[whatwg] The <iframe> element and sandboxing ideas
Kristof Zelechovski
giecrilj at stegny.2a.pl
Thu May 22 08:13:57 PDT 2008
Legacy browsers will use @SRC which must be filtered. They will ignore the
new content (whatever the attribute name will be) altogether so it need not
be filtered.

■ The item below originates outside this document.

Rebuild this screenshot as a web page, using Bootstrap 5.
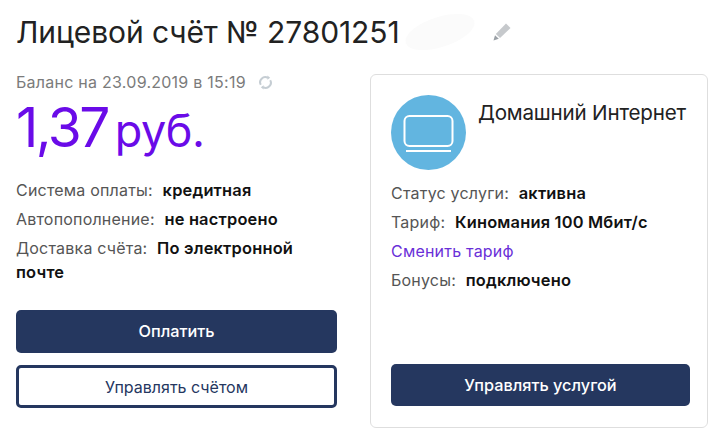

Fallback @SRC can contain a URL to an error page saying "Sorry,
not in your browser".
Chris
-----Original Message-----
From: whatwg-bounces at lists.whatwg.org
[mailto:whatwg-bounces at lists.whatwg.org] On Behalf Of Martin Atkins
Sent: Thursday, May 22, 2008 2:21 PM
To: Ian Hickson
Cc: public-webapi at w3.org; whatwg; HTMLWG
Subject: Re: [whatwg] The <iframe> element and sandboxing ideas
Ian Hickson wrote:
> Summary:
>
> * I've added a sandbox="" attribute to <iframe>, which by default
> disables a number of features and takes a space-separated list of
> features to re-enable:
>
[snip list]
Unless I'm missing something, this attribute is useless in practice
because legacy browsers will not impose the restrictions. This means
that as long as legacy browsers exist (i.e. forever) server-side
filtering must still be employed to duplicate the effects of the sandbox.